The future of the digital economy
Crystal ball gazing can be fraught with danger, especially when it comes to predicting future business trends. Too often, what comes out looks like a badly sketched episode of The Jetsons, the 60s TV cartoon series set in a jetpack future.
However, based on the technological progress of the past couple of decades and the educated opinions of business leaders and technologists, we can sketch a reasonably plausible picture of the ideas that will drive and disrupt society and business activity over the next 30 years.
Three key concepts emerge when talk specifically turns to the future of the digital economy: the Internet of Things (IoT), big data and its applications, and intuitive modes of communication. Underlying these concepts will be advances in areas including nanotechnology, robotics and automation, optic computing, and neuroscience to name a few.

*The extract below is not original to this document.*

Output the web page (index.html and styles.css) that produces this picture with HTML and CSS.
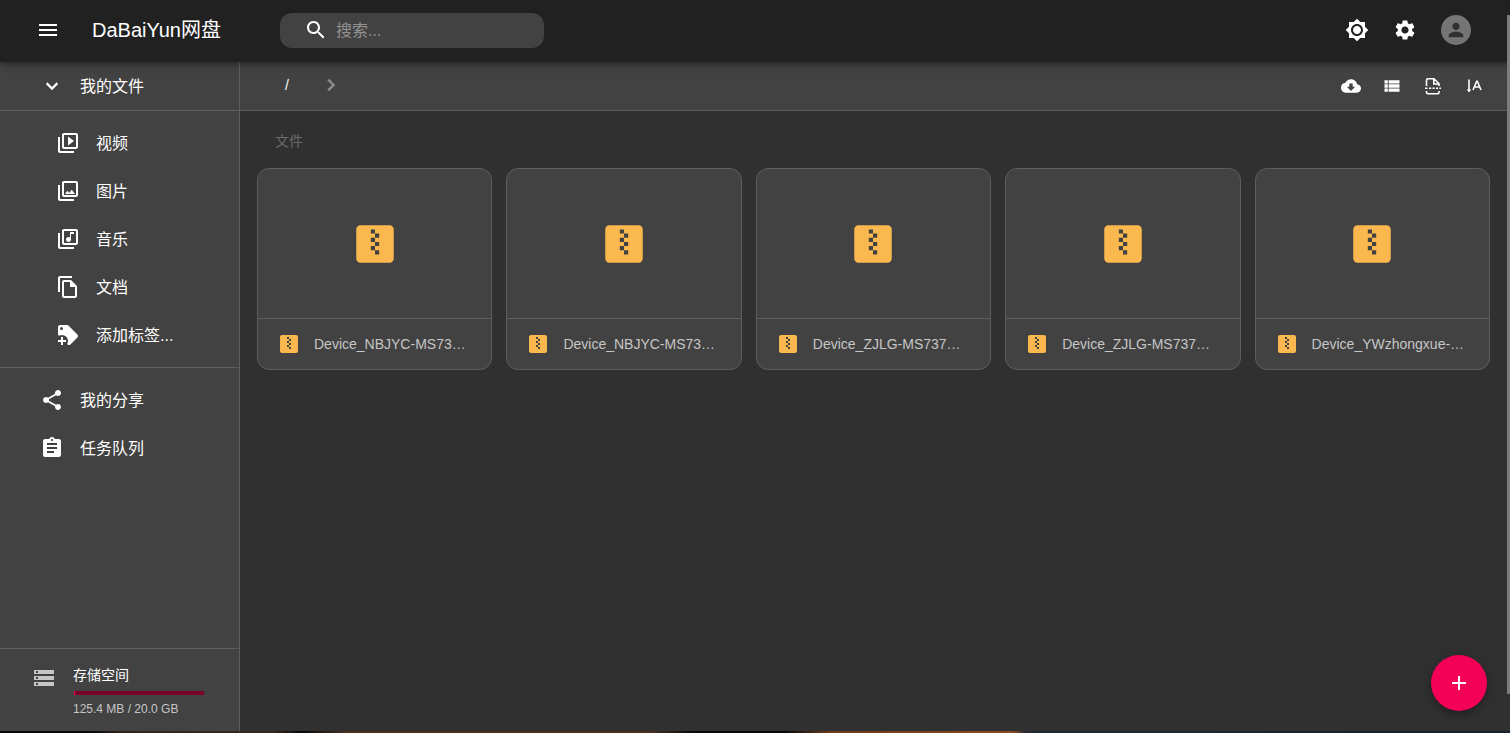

The way these developments interact, and how they’re adopted and adapted by entrepreneurs and consumers, will form a picture of what life might look like 20 or 30 years from now. Out of this fusion will come opportunities as fertile and rich in possibility as those we’ve seen emerge over the past 2 decades of digital innovation.
As always, the successful entrepreneurs and business leaders will be the ones who can make these technological advances work for people: to make people healthier and happier, enable them to communicate and connect, delight them, and to generally make customers’ lives richer and more fulfilled.
The internet will disappear
It seems counterintuitive for the head of the company that has become almost synonymous with the internet to say it will disappear, but Google’s Eric Schmidt said just that when he addressed an audience at the World Economic Forum in 2016. "The internet will disappear. There’ll be so many IP addresses because of IPv6, so many devices, sensors, things that you’re wearing, things that you’re interacting with, that you won’t even sense it. It will be part of your presence all the time," said Eric.
With virtual reality about to take off and the IoT continuing to grow at exponential rates, Eric’s statement points to the reality that the internet is still only in its embryonic stage. We’re seeing wearables become increasingly popular, but soon enough internet capability will be woven into the fabric of our clothes and into the fabric of our lives. There won’t be an online or offline; we’ll just almost always be ‘on’ in some way. That’s a little scary, but it presents some incredible opportunities for how we do business and transact with our customers.
Welcome to the Infosphere
The IoT will generate almost infinite amounts of data about all manner of things, from our own interactions through to the reams of data generated by industrial applications. But how do we use all that data? What’s the point of it all?
Internet capability will be woven into the fabric of our lives … There won’t be an online or an offline; we’ll just almost always be on in some way. That’s a little scary, but it presents some incredible opportunities for how we do business and transact with our customers.
Luciano Floridi is not as well known as Eric Schmidt, Bill Gates or Mark Zuckerberg, but the Oxford professor has earned the title of ‘The Google Professor’ for his work on data, information and what he calls the ‘infosphere’. Luciano sees humanity moving into a phase of evolution where how we think about information will be totally transformed by such technologies as artificial intelligence alongside the often mind-numbing capacities of ‘big data’.
Luciano views this "4th revolution" as having the potential to redefine humanity to the same extent as the discoveries of Copernicus, Darwin and Freud: "As inforgs [informational organisms], humans are transition systems in the infosphere. We are intelligent inforgs in charge of the infosphere, and this is the 4th revolution." It’s difficult to draw any concrete commercial implications from such a fundamental shift, but there’s no doubt it will present a unique set of challenges and opportunities for business.
The power of telepathy
Almost equally visionary as Luciano’s infosphere idea was Mark Zuckerberg’s statement last year that seemed to imply he thought telepathy was a distinct possibility for communications technology. At a panel event in 2016, with guests such as Stephen Hawking and Arnold Schwarzenegger, the Facebook founder told the audience: "First, people are gaining the power to share in richer and richer ways.
We used to just share in text, and now we post mainly with photos. In the future, video will be even more important than photos. After that, immersive experiences like virtual reality will become the norm. And after that, we’ll have the power to share our full sensory and emotional experience with people whenever we’d like."
Mark, still only in his early 30s, is venturing far and wide in his endeavours to grow his social network into one of the pivotal companies of the twenty-first century. His desire to take Facebook’s mission statement to connect people to as many others as possible, and go as deep as possible, points to the continuing importance that social factors such as connection and recognition will play, opening up all kinds of opportunities for leaders who can tap into these very human needs and desires.